** start **

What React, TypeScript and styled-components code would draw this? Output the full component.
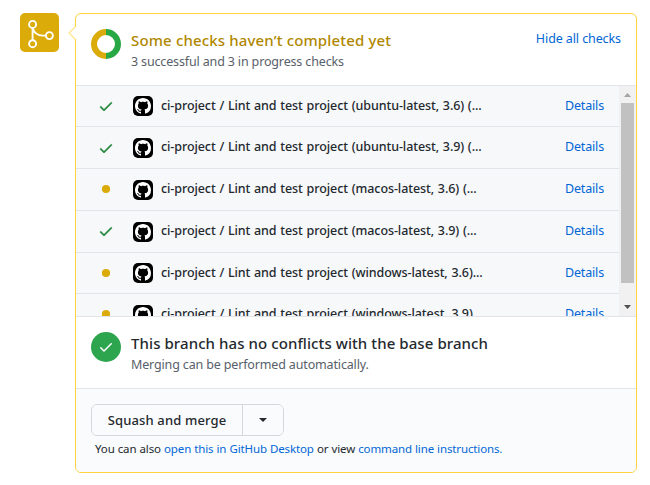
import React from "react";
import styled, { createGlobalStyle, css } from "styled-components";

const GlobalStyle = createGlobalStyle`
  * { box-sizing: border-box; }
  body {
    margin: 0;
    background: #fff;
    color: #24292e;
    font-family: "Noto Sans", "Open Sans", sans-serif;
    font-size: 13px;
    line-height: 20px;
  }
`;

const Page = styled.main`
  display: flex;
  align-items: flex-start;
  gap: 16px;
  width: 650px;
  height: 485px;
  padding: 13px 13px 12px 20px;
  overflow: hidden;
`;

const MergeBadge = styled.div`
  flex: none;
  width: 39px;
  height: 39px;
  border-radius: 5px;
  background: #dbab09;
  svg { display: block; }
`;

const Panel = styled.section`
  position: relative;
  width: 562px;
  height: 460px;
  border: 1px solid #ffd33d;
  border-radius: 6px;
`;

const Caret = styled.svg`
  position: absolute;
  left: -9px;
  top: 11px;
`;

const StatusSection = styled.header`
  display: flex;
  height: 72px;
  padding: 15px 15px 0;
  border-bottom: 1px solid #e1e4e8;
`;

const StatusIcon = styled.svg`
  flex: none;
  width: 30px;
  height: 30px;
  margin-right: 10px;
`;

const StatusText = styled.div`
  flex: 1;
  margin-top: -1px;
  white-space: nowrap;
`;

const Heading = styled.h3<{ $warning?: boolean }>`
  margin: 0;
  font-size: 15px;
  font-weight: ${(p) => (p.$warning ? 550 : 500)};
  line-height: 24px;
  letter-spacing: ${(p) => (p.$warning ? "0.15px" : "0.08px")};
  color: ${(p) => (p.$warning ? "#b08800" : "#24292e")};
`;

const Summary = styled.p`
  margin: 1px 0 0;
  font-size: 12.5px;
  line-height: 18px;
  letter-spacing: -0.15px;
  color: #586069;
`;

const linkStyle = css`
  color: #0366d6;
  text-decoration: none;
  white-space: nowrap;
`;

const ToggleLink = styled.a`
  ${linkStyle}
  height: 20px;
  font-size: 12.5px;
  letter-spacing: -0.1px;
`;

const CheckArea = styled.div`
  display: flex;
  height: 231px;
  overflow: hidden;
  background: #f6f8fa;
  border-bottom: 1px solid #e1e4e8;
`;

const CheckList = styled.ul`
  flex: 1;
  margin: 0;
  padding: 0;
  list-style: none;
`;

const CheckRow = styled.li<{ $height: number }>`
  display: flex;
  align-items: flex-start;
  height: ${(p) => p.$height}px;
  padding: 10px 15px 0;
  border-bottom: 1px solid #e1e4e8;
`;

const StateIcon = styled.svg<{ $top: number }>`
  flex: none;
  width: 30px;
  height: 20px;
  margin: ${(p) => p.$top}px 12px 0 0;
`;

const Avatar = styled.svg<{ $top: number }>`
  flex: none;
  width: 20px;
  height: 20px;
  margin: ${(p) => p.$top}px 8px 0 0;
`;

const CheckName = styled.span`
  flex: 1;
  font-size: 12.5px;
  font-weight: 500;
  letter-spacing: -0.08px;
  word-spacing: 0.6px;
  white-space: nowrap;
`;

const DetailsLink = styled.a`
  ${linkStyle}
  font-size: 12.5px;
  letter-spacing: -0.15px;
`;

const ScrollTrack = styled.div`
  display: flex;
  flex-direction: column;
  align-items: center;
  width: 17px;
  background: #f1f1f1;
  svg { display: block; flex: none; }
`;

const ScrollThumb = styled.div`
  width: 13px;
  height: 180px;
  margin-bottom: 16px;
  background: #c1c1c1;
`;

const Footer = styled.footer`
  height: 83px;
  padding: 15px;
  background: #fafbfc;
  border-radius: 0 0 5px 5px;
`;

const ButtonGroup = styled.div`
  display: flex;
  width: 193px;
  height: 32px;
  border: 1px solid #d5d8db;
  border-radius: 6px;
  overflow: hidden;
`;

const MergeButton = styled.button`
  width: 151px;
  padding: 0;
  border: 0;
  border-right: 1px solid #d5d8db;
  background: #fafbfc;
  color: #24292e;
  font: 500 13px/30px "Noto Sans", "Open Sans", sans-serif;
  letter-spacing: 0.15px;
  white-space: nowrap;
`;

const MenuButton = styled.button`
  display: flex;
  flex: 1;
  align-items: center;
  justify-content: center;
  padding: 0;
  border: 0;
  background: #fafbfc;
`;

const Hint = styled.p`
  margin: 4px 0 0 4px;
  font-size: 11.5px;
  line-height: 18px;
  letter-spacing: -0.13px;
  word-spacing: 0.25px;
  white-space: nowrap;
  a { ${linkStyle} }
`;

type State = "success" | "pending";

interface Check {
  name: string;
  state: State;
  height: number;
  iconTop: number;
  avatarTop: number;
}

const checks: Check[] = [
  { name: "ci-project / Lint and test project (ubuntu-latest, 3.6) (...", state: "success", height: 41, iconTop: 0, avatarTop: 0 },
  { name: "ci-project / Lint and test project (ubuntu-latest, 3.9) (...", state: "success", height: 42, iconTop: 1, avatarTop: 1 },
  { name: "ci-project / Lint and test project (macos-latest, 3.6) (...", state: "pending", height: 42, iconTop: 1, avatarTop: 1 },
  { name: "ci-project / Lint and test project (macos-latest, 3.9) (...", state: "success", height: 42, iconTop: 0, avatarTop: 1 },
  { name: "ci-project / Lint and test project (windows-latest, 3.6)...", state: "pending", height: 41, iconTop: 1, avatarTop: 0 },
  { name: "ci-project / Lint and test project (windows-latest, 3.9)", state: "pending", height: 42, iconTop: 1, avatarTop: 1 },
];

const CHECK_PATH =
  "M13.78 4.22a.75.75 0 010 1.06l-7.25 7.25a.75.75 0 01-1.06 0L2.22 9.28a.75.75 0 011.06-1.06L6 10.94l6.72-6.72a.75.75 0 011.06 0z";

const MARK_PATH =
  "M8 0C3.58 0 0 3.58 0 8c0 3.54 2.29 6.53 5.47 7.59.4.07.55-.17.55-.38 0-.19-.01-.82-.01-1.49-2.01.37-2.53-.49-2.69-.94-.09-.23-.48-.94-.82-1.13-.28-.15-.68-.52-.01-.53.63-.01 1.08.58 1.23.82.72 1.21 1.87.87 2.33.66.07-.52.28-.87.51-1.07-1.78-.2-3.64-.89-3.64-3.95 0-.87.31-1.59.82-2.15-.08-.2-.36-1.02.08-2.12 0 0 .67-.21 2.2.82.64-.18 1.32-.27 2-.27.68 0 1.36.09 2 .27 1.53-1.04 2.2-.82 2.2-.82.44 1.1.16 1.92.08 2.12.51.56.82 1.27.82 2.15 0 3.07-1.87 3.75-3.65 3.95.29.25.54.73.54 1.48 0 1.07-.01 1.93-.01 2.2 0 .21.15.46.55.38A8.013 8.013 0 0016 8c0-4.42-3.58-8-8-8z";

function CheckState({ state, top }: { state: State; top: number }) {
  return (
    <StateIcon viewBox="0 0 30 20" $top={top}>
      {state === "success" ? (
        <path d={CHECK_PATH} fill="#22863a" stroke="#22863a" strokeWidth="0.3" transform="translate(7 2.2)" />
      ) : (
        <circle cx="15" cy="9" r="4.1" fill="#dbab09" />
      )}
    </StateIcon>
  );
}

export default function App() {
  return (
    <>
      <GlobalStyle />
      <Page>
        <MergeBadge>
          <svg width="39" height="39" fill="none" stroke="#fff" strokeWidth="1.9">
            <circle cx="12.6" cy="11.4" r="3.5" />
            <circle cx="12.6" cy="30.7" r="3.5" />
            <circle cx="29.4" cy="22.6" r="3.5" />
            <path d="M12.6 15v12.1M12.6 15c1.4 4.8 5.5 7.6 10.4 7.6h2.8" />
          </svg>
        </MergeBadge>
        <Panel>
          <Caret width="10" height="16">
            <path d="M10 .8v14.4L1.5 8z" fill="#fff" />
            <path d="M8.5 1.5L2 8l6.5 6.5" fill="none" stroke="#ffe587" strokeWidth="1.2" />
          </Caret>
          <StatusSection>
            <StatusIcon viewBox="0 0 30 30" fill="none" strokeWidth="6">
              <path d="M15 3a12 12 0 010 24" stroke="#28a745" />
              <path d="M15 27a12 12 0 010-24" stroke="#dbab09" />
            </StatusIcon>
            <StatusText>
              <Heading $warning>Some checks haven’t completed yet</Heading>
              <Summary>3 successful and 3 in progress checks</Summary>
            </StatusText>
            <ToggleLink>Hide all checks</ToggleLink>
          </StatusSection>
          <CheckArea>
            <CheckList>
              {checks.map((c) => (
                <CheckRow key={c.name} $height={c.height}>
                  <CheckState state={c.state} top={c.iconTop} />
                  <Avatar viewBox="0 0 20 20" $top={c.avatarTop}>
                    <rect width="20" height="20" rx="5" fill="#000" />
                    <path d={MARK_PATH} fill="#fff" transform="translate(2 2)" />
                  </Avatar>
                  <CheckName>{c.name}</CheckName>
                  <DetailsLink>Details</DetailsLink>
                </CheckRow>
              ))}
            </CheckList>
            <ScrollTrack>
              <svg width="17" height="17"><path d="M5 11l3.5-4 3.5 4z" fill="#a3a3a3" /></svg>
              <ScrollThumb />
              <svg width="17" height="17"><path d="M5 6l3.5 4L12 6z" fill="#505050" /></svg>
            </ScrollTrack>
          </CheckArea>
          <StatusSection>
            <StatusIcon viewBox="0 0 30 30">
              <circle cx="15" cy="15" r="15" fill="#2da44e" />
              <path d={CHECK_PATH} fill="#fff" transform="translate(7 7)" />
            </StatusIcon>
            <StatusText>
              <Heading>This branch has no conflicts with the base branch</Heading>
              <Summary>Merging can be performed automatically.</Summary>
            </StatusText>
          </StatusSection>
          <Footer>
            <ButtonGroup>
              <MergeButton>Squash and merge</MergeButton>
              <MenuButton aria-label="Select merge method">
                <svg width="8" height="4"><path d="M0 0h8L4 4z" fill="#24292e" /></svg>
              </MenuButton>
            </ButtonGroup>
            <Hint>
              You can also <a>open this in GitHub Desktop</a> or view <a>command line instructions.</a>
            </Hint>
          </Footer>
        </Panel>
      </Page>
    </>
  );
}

** end **

Problem description - Tell how many lines hold the string "React", giving the number and nothing else.

Answer for this exercise - 2